= Aim =
All lines holding the string "this" are to be shown.

Web page code records:
------------------------------------------------------------------------

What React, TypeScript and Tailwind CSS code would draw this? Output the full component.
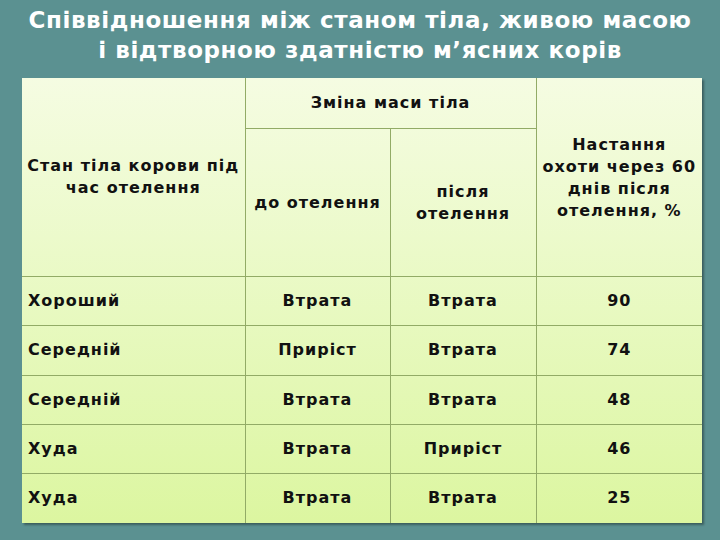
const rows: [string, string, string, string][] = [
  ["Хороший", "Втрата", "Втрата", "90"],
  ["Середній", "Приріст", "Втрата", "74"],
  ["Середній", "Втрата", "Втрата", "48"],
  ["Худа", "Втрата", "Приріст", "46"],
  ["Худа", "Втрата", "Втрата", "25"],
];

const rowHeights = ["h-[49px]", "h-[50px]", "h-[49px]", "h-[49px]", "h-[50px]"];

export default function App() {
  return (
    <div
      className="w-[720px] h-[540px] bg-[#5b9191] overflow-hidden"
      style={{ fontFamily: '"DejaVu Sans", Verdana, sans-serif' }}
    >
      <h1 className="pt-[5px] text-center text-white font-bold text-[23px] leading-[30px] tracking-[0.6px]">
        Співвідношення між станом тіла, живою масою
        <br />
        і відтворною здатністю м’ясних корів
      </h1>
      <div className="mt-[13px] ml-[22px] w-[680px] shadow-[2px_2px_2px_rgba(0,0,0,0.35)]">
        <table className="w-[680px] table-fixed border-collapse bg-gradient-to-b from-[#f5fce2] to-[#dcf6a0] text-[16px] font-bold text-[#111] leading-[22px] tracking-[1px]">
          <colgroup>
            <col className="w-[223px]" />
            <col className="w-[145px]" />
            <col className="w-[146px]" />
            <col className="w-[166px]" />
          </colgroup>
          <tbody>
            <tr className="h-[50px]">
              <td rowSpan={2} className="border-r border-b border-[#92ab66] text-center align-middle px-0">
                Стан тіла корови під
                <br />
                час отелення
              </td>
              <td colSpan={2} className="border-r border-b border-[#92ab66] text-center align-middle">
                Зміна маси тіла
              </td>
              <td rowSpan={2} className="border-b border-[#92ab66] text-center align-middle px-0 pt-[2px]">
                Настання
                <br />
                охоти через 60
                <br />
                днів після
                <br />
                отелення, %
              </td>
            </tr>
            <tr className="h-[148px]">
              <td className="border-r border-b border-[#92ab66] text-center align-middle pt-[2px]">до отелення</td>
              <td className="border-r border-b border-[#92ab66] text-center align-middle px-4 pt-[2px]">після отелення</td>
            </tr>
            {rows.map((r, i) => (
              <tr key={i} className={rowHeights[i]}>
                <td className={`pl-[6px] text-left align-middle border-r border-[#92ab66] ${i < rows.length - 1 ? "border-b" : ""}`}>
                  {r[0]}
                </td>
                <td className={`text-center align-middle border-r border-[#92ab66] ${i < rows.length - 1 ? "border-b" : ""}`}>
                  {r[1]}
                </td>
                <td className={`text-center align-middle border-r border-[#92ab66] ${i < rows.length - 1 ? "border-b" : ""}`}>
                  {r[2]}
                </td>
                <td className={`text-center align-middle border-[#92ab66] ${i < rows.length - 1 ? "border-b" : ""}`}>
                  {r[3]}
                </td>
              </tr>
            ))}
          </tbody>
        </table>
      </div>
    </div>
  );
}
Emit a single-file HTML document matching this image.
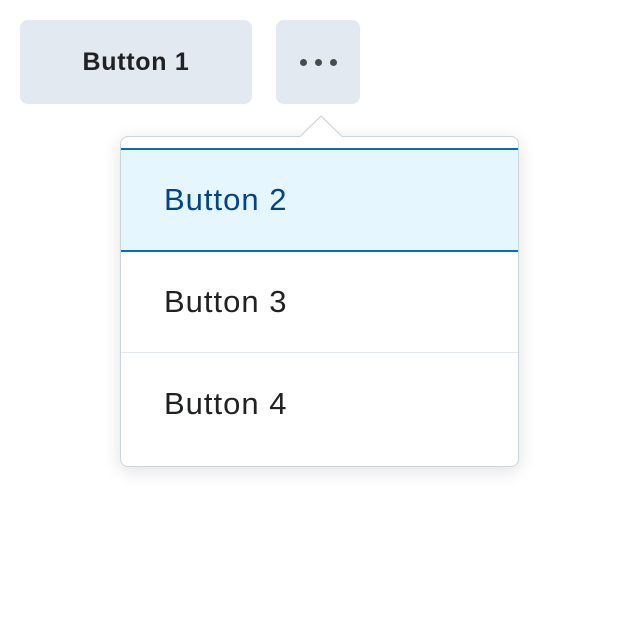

------------------------------------------------------------------------

= Solution =
What React, TypeScript and Tailwind CSS code would draw this? Output the full component.
Emit a single-file HTML document matching this image.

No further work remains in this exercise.